Kolleg*innen äußern die Befürchtung, dass die Unterschriftensammlung den Schwerpunkt weg von Arbeitskämpfen verlagern wird. Außerdem könnten die Krankenhausbetreiber*innen noch stärker argumentieren, dass die Forderungen zwar berechtigt seien, aber nur auf politischer Ebene Verbesserungen möglich sind. Und selbst wenn eine bestimmte Formel (PPR) per Gesetz beschlossen wird, heißt das nicht automatisch, dass die Arbeitsbedingungen wirklich besser werden.

Dieses Volksbegehren sollte deswegen eine öffentliche Unterstützung für den Kampf der Kolleg*innen selbst sein. In Verbindung mit Streiks der Beschäftigten wäre das das effektivste Mittel, um die Regierung zum Handeln zu zwingen. Und gleichzeitig sind es die Arbeitenden selbst, die am Besten kontrollieren können, ob genug Personal da ist oder nicht.

Auch andere Sektoren, wie die studentischen Beschäftigten, die ihren Arbeitskampf fortführen wollen, könnten die Kampagne für ein Volksbegehren für mehr Personal im Krankenhaus unterstützen.
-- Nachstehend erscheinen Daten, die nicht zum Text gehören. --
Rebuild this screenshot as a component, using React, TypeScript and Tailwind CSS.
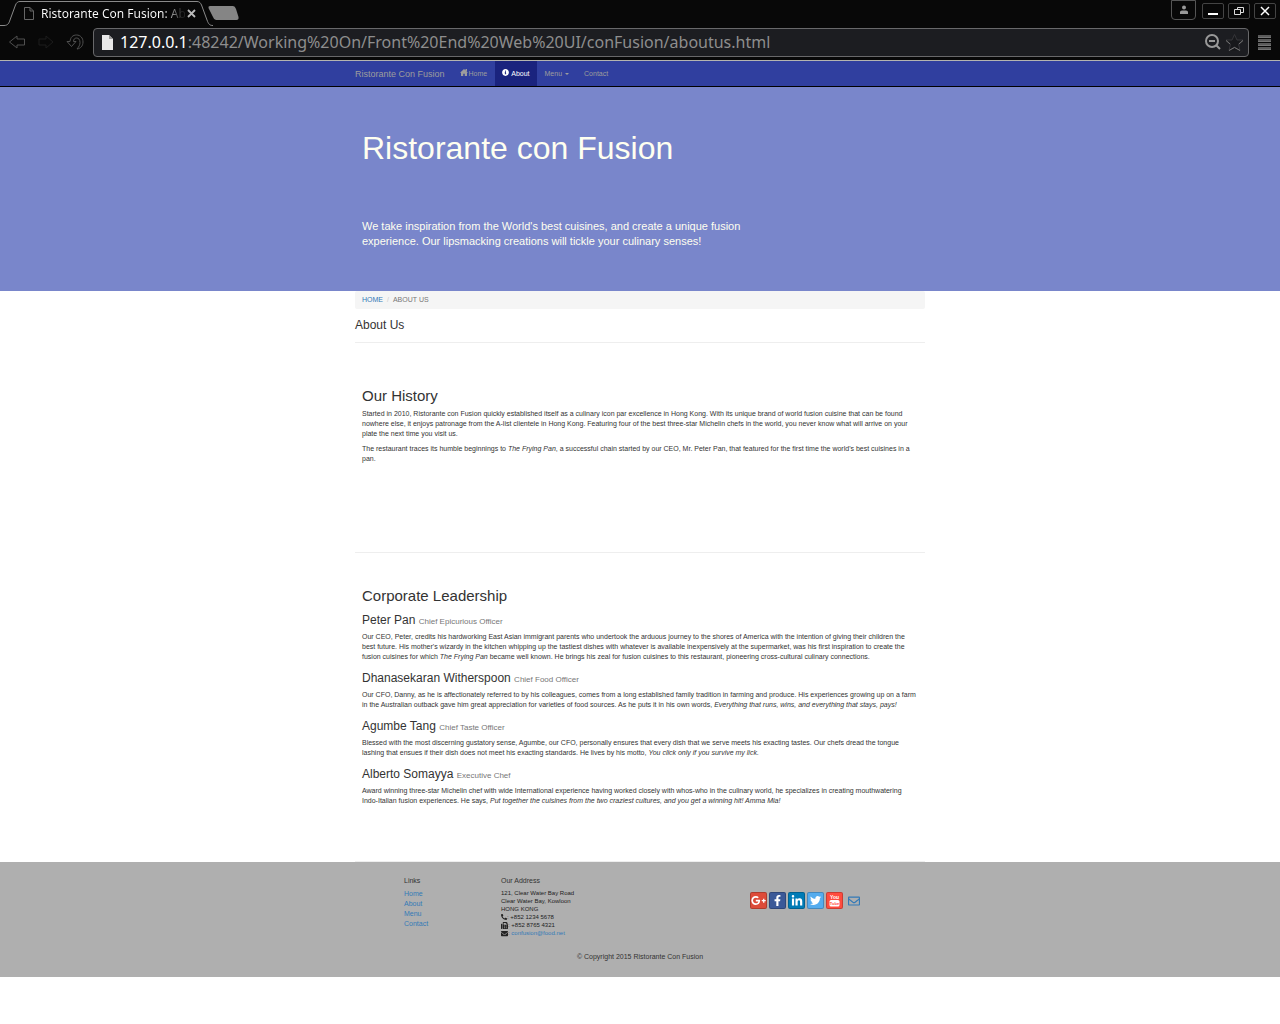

Gemeinsam wären sie in der Lage an den Berliner Hochschulen für Unterstützung zu werben und Streikaktivist*innen von CFM und Charité könnten sich mit studentischen Hilfskräften austauschen und gegenseitig unterstützen.

Auch haben die studentischen Hilfskräfte und die Pfleger*innen der Charité einen gemeinsamen Feind: den Kommunalen Arbeitgeberverband.